=== Records supplied ===

════

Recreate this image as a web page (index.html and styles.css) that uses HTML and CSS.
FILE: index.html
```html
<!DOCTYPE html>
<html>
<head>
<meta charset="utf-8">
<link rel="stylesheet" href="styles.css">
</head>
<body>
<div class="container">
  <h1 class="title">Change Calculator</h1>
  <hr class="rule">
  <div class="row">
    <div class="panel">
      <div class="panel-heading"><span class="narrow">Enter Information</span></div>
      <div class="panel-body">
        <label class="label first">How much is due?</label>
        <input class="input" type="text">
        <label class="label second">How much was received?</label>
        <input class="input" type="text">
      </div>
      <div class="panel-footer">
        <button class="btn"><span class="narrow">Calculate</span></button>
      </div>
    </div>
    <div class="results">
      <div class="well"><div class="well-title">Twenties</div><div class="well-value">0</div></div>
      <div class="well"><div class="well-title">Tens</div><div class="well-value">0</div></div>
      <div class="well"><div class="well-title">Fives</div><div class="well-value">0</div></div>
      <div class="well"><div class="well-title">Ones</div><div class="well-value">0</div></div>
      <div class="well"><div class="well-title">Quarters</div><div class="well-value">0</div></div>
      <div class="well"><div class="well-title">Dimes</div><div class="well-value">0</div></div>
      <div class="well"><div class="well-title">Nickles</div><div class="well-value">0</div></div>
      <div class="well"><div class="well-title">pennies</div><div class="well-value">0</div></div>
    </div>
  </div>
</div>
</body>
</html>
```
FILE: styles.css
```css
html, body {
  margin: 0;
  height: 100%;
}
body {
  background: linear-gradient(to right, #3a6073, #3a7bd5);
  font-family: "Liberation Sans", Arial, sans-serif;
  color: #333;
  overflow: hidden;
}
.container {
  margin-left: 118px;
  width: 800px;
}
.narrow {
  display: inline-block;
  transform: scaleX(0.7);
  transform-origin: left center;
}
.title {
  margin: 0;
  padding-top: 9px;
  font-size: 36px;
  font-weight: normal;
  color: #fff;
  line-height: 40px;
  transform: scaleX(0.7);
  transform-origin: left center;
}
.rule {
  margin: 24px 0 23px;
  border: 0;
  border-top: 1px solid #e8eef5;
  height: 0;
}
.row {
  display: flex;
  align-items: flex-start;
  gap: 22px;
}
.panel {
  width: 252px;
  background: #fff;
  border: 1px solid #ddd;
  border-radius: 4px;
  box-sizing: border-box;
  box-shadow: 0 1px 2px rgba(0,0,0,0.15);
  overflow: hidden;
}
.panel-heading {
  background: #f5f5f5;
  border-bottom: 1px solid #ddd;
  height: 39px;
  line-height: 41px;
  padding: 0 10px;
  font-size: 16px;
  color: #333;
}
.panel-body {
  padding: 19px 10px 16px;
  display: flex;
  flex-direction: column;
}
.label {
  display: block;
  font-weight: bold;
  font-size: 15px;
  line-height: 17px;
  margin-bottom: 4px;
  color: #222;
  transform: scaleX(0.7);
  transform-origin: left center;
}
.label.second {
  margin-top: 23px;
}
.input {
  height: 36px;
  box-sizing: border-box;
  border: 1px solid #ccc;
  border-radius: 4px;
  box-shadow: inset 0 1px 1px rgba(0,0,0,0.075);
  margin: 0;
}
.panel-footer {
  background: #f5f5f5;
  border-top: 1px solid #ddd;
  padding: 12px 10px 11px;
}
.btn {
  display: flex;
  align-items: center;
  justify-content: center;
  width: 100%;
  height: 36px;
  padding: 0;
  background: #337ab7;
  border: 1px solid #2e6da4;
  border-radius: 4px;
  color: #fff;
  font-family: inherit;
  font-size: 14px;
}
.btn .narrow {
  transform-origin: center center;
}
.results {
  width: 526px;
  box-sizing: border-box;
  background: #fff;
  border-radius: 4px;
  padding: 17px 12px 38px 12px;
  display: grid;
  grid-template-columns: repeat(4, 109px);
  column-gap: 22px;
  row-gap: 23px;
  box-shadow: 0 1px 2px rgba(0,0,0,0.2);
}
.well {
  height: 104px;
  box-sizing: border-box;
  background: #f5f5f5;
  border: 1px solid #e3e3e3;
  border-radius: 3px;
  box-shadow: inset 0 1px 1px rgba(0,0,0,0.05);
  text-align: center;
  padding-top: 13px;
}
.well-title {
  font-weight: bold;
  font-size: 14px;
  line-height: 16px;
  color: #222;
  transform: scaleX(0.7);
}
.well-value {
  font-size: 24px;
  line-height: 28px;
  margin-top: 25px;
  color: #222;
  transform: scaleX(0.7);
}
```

════

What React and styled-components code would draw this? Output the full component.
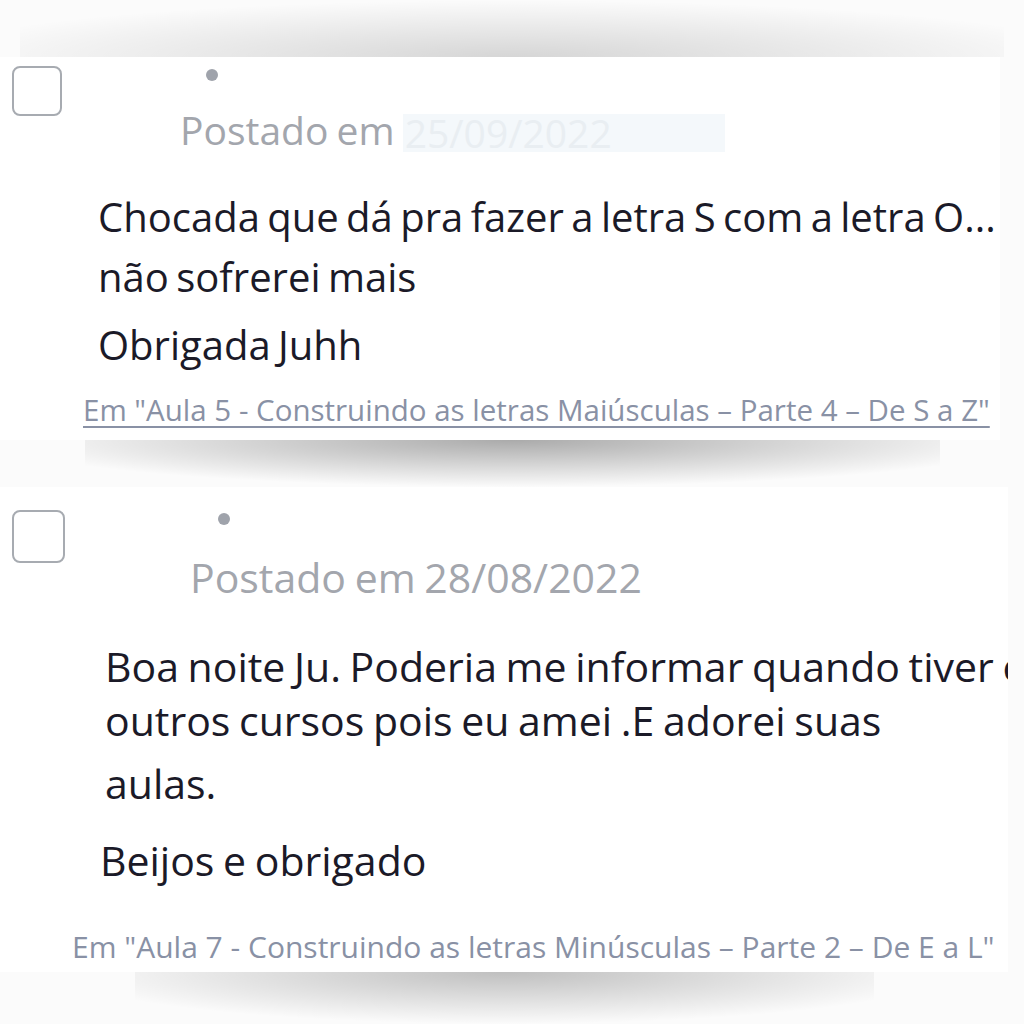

════

=== Task to carry out ===
Go through the records above, find every line with the word "this", and list those lines.

=== Exercise solution ===
Recreate this image as a web page (index.html and styles.css) that uses HTML and CSS.
What React and styled-components code would draw this? Output the full component.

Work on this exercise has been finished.